BLENDER MATERIALS AND TEXTURES
The following are renders I have done of the Blender Materials VX Library included with Blender 2.8
SOME BLENDER MATERIALS EXPERIMENTS I'VE DONE
Glassplosion - A 100% procedural experiment, with color and glass, but pieces like this can be created for a space (printed for a poster, emulating a real glass art work, or 3D printed if some other design is contemplated) for use in an interior design decorative project.
Above I've made this tarred asphalt-like procedural material (that I think is also good for decorative items, handbags and other items when scaled down, including or plaster/cement if I change the color and make it flatter.) I should be able to lay the Blender camera right on a driveway now to good effect (and I'll probably knock down the gloss when doing that) and it should help with more realistic Arch-vis I think.
That's 100% procedural wood! (no decals/UV images etc.) I came up with the particular nodes routine for the above.
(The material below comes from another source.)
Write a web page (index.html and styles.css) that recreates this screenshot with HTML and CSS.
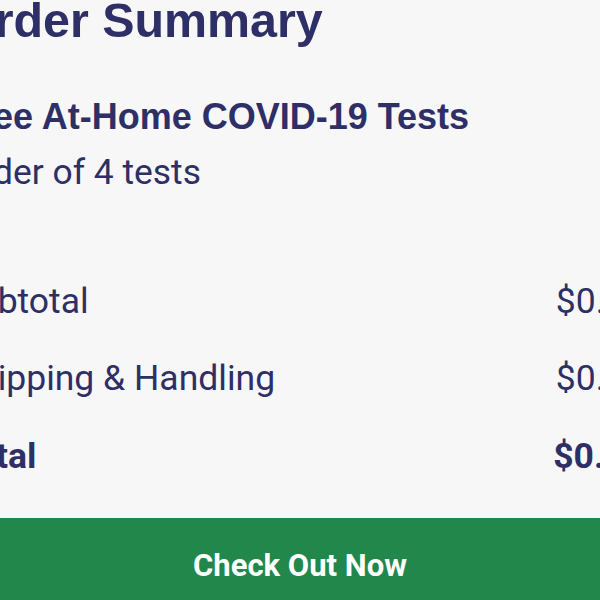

To those who haven't ever tried to make a procedural wood, it may not seem like a big deal, but to me I've been wanting to figure out a better procedural wood for quite some time. There are fake nodes solutions on some websites that after you enter all the nodes they don't work as advertised (that made me miffed enough to try and figure one out). I can envision other wood experiments too (for other kinds of results) and the way this is solved will now permit me to solve ALL other materials and textures procedurally (I knew that if I could solve for wood that I'd probably be able to solve any other type of material/texture, and at the moment it appears that that will be true!)
Here's a 100% procedural commercial carpet I've come up with using the nodes you see below.
Below is a 100% procedural Asphalt material I've just developed. I'll probably be using this material for all my asphalt roads in the future (and perhaps noising them up a bit more with dirt and imperfections). The nodes are really very simple involving a noise texture into a wave texture and using a diffuse BSDF into the Material Output.